>>

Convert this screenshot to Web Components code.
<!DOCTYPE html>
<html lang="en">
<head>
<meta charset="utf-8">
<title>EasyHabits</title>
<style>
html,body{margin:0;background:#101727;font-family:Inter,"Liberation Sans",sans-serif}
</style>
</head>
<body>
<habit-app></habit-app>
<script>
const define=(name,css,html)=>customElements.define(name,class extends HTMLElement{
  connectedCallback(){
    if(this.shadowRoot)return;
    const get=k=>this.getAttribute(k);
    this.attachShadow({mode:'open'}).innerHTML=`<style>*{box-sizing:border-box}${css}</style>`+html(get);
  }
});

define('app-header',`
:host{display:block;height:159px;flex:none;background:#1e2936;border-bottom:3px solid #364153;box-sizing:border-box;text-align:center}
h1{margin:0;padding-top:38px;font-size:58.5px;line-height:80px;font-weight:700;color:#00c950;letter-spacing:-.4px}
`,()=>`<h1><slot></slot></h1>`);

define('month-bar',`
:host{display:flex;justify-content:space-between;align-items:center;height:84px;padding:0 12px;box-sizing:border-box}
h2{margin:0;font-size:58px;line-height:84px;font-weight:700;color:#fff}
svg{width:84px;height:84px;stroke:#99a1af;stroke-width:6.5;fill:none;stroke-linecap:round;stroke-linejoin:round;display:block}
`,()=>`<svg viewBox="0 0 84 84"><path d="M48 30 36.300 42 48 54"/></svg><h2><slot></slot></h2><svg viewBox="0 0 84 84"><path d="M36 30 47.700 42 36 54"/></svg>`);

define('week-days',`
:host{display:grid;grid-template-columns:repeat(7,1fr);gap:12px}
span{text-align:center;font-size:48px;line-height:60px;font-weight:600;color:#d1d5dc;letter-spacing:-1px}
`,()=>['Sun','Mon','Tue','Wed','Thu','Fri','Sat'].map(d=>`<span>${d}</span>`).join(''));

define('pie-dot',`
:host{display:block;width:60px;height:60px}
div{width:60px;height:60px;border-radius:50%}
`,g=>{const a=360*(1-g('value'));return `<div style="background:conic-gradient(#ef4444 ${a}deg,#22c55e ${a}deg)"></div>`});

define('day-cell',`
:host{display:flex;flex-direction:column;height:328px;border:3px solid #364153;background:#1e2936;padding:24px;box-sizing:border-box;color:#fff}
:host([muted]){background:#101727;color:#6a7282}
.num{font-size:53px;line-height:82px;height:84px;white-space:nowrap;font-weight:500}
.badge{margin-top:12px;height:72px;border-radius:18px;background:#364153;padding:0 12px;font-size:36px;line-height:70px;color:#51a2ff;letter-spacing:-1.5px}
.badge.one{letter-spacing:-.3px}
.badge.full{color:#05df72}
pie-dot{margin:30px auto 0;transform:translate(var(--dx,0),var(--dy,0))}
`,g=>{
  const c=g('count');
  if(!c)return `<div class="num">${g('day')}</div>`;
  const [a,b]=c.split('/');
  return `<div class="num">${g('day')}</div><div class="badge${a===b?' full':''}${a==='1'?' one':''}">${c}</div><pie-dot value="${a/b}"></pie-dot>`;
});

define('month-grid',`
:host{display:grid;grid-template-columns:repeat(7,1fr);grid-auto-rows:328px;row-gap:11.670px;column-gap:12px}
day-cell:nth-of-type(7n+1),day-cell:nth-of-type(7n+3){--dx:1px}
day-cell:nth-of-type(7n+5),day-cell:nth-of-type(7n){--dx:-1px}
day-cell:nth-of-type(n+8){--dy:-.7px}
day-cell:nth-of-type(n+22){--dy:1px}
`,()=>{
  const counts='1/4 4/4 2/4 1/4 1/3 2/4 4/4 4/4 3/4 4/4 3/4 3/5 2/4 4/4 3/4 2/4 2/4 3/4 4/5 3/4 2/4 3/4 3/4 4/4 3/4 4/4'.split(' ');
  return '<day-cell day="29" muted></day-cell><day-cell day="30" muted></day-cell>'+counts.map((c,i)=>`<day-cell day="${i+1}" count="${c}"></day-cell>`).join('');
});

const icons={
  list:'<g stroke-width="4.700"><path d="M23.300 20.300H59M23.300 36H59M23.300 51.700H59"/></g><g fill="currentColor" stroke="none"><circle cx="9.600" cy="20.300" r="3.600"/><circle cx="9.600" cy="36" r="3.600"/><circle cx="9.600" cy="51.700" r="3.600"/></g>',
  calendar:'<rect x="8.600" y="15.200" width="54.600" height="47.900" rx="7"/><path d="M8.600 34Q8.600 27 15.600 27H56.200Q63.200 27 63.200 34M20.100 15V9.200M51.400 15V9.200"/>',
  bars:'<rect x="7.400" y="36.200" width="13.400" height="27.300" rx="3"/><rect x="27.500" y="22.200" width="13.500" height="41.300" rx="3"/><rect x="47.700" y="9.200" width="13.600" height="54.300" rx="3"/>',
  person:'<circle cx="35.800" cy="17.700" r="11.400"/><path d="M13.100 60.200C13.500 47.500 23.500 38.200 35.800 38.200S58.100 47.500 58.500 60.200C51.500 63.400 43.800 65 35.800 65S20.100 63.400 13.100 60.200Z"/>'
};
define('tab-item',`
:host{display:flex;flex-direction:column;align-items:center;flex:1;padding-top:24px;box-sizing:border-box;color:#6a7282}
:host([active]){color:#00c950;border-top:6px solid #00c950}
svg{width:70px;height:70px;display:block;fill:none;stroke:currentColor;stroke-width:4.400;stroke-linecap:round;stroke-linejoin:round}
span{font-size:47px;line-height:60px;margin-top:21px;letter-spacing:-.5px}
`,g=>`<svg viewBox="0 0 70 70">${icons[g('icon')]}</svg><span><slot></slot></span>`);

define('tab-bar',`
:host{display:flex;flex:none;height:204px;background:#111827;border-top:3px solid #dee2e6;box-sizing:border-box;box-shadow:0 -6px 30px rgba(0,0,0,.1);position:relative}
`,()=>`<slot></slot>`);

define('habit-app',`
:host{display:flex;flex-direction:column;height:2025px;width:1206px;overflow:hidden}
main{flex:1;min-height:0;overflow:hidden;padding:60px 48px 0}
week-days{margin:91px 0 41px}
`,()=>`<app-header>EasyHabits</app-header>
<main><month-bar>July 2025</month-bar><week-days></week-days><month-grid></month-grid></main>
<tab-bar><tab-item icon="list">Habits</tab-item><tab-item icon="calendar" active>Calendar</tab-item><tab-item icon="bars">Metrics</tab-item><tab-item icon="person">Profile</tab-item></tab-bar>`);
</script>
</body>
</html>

<<
>>

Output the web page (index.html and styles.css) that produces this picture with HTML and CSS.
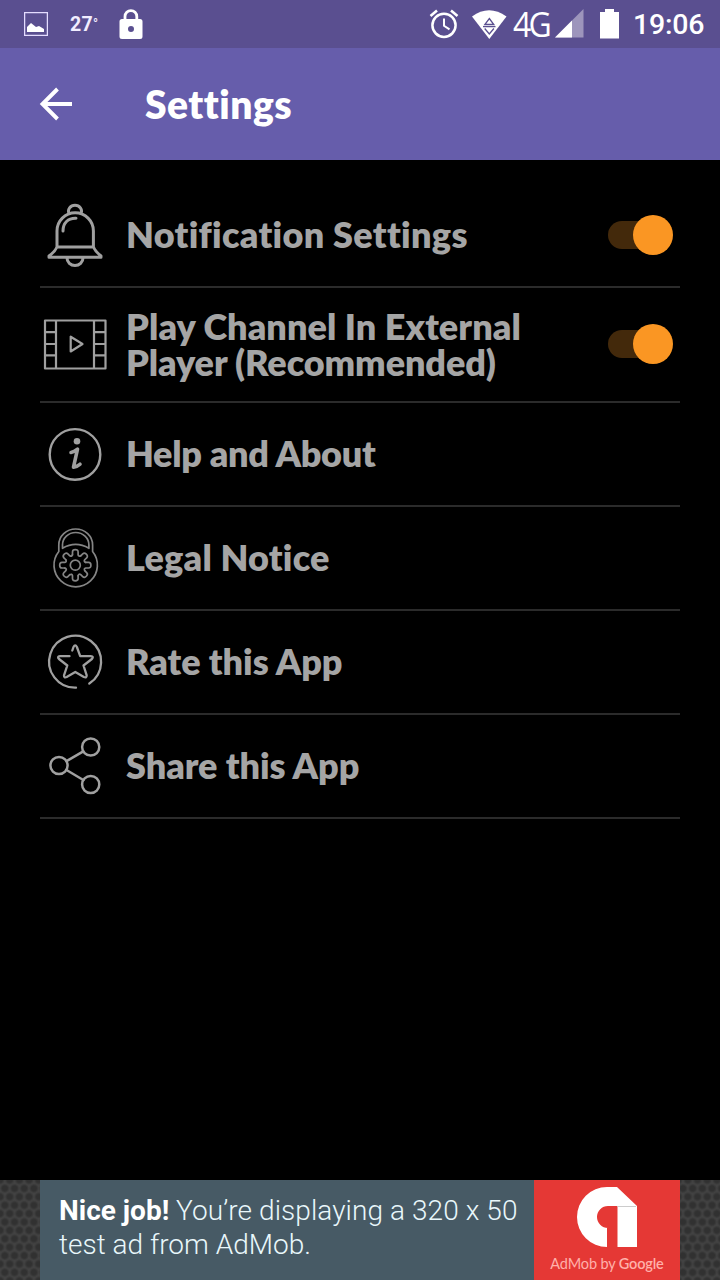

<<
>>

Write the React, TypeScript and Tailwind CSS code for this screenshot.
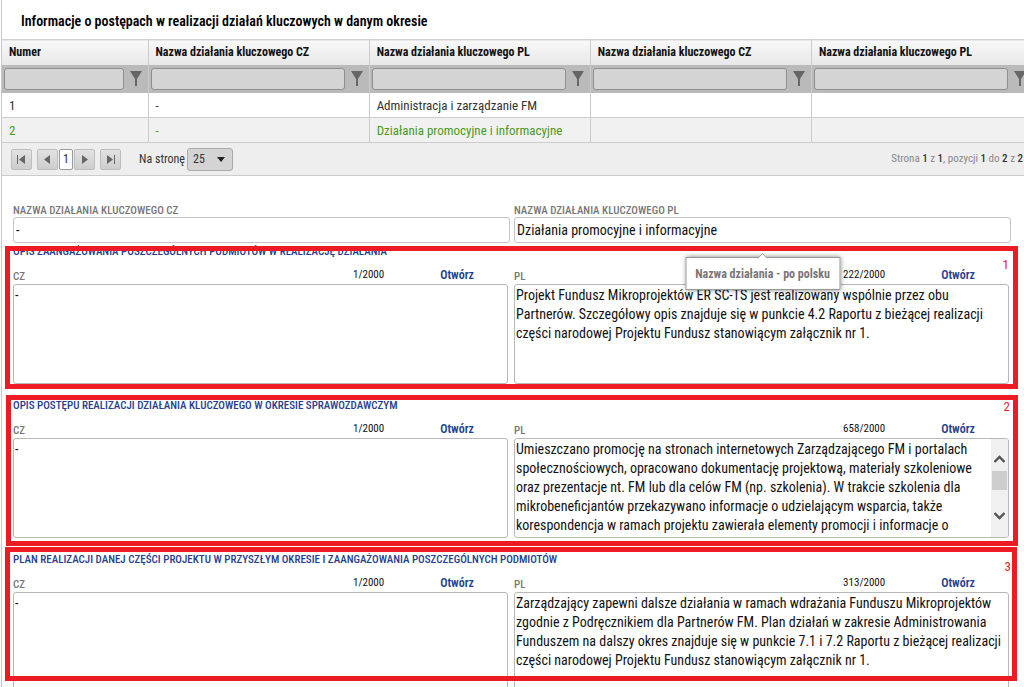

<<

_Task goal:_
From the listing, copy every line where the string "code" appears.

_Written solution:_
Convert this screenshot to Web Components code.
Write the React, TypeScript and Tailwind CSS code for this screenshot.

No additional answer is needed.